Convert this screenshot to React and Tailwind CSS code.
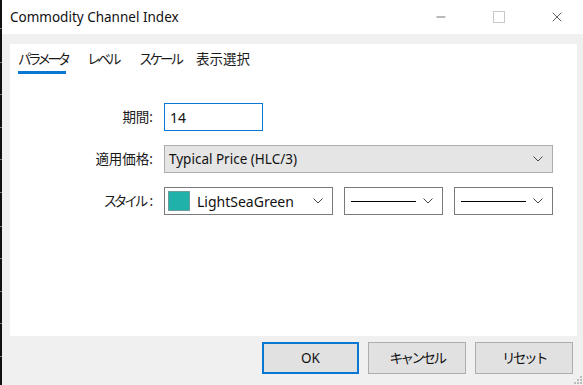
import { X, Minus } from 'lucide-react';

const font = "font-['Noto_Sans','Noto_Sans_CJK_JP',sans-serif]";

function Chevron() {
  return (
    <svg width="10" height="6" viewBox="0 0 10 6" className="shrink-0">
      <path d="M0.5 0.5 L5 5 L9.5 0.5" fill="none" stroke="#444" strokeWidth="1" />
    </svg>
  );
}

function Select({ width, gray, children }) {
  return (
    <div
      className={`h-[28px] ${width} border flex items-center justify-between pr-[9px] ${
        gray ? 'bg-[#e5e5e5] border-[#adadad]' : 'bg-white border-[#7a7a7a]'
      }`}
    >
      <div className="flex items-center min-w-0">{children}</div>
      <Chevron />
    </div>
  );
}

function LineSample() {
  return <div className="ml-[6px] w-[65px] h-px bg-black" />;
}

function Label({ children }) {
  return <div className="text-[13.5px] text-[#1a1a1a] text-right w-[145px] pr-[2px] shrink-0">{children}</div>;
}

const ticks = [28, 62, 94, 127, 159, 192, 226, 258, 291, 323, 356];

export default function App() {
  return (
    <div className={`w-[583px] h-[385px] flex bg-[#f0f0f0] overflow-hidden relative ${font}`}>
      {/* dark edge of the chart behind */}
      <div className="w-[2px] h-full bg-[#111] relative shrink-0">
        {ticks.map(t => (
          <div key={t} className="absolute left-0 w-[2px] h-px bg-[#777]" style={{ top: t }} />
        ))}
      </div>

      <div className="flex-1 flex flex-col">
        {/* Title bar */}
        <div className="h-[34px] bg-white flex items-center shrink-0">
          <div className="pl-[8px] text-[13.5px] text-[#111] flex-1">Commodity Channel Index</div>
          <div className="flex items-center">
            <div className="w-[46px] flex justify-center">
              <Minus className="w-[14px] h-[14px]" strokeWidth={1} color="#111" />
            </div>
            <div className="w-[46px] ml-[12px] flex justify-center">
              <div className="w-[12px] h-[12px] border border-[#c8c8c8]" />
            </div>
            <div className="w-[46px] ml-[12px] mr-[3px] flex justify-center">
              <X className="w-[16px] h-[16px]" strokeWidth={1} color="#111" />
            </div>
          </div>
        </div>

        {/* Body */}
        <div className="flex-1 flex flex-col pt-[10px] pl-[8px] pr-[6px]">
          <div className="h-[292px] bg-white flex flex-col">
            {/* Tabs */}
            <div className="flex pl-[8px] pt-[5px] text-[13.5px] text-[#1a1a1a]">
              <div className="w-[69px] flex flex-col items-start">
                <div className="h-[20px] leading-[20px] tracking-[-3.5px]">パラメータ</div>
                <div className="mt-[2px] w-[48px] h-[3px] bg-[#0a78d2]" />
              </div>
              <div className="w-[52px] h-[20px] leading-[20px] tracking-[-3px]">レベル</div>
              <div className="w-[57px] h-[20px] leading-[20px] tracking-[-3px]">スケール</div>
              <div className="h-[20px] leading-[20px]">表示選択</div>
            </div>

            {/* Form */}
            <div className="flex flex-col gap-[14px] mt-[29px]">
              <div className="flex items-center gap-[9px]">
                <Label>期間:</Label>
                <div className="h-[28px] w-[99px] border border-[#0a78d2] bg-white flex items-center pl-[5px] text-[14px] text-[#111]">
                  14
                </div>
              </div>

              <div className="flex items-center gap-[9px]">
                <Label>適用価格:</Label>
                <Select width="w-[389px]" gray>
                  <span className="pl-[4px] text-[13.5px] text-[#111]">Typical Price (HLC/3)</span>
                </Select>
              </div>

              <div className="flex items-center gap-[9px]">
                <Label>
                  <span className="tracking-[-3px] pr-[4px]">スタイル</span>:
                </Label>
                <div className="flex gap-[11px]">
                  <Select width="w-[169px]">
                    <div className="ml-[3px] w-[22px] h-[20px] bg-[#20b2aa] border border-[#6d9c99]" />
                    <span className="ml-[7px] text-[14px] text-[#111]">LightSeaGreen</span>
                  </Select>
                  <Select width="w-[99px]">
                    <LineSample />
                  </Select>
                  <Select width="w-[99px]">
                    <LineSample />
                  </Select>
                </div>
              </div>
            </div>
          </div>

          {/* Buttons */}
          <div className="flex justify-end gap-[9px] pt-[6px] pr-[4px] text-[13.5px] text-[#111]">
            <button className="w-[97px] h-[32px] bg-[#e1e1e1] border-2 border-[#0a78d2]">OK</button>
            <button className="w-[98px] h-[32px] bg-[#e1e1e1] border border-[#adadad] tracking-[-2.5px]">キャンセル</button>
            <button className="w-[98px] h-[32px] bg-[#e1e1e1] border border-[#adadad] tracking-[-2.5px]">リセット</button>
          </div>
        </div>
      </div>

      {/* resize grip */}
      <div className="absolute right-[1px] bottom-[1px] grid grid-cols-3 gap-[1px]">
        {[0, 0, 1, 0, 1, 1, 1, 1, 1].map((on, i) => (
          <div key={i} className={`w-[2px] h-[2px] ${on ? 'bg-[#bcbcbc]' : ''}`} />
        ))}
      </div>
    </div>
  );
}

--------------------------------------------------

Repeat the lines above, starting at the first and stopping after the line that holds "291, 323, 356];", with the pictures left out.

Convert this screenshot to React and Tailwind CSS code.
import { X, Minus } from 'lucide-react';

const font = "font-['Noto_Sans','Noto_Sans_CJK_JP',sans-serif]";

function Chevron() {
  return (
    <svg width="10" height="6" viewBox="0 0 10 6" className="shrink-0">
      <path d="M0.5 0.5 L5 5 L9.5 0.5" fill="none" stroke="#444" strokeWidth="1" />
    </svg>
  );
}

function Select({ width, gray, children }) {
  return (
    <div
      className={`h-[28px] ${width} border flex items-center justify-between pr-[9px] ${
        gray ? 'bg-[#e5e5e5] border-[#adadad]' : 'bg-white border-[#7a7a7a]'
      }`}
    >
      <div className="flex items-center min-w-0">{children}</div>
      <Chevron />
    </div>
  );
}

function LineSample() {
  return <div className="ml-[6px] w-[65px] h-px bg-black" />;
}

function Label({ children }) {
  return <div className="text-[13.5px] text-[#1a1a1a] text-right w-[145px] pr-[2px] shrink-0">{children}</div>;
}

const ticks = [28, 62, 94, 127, 159, 192, 226, 258, 291, 323, 356];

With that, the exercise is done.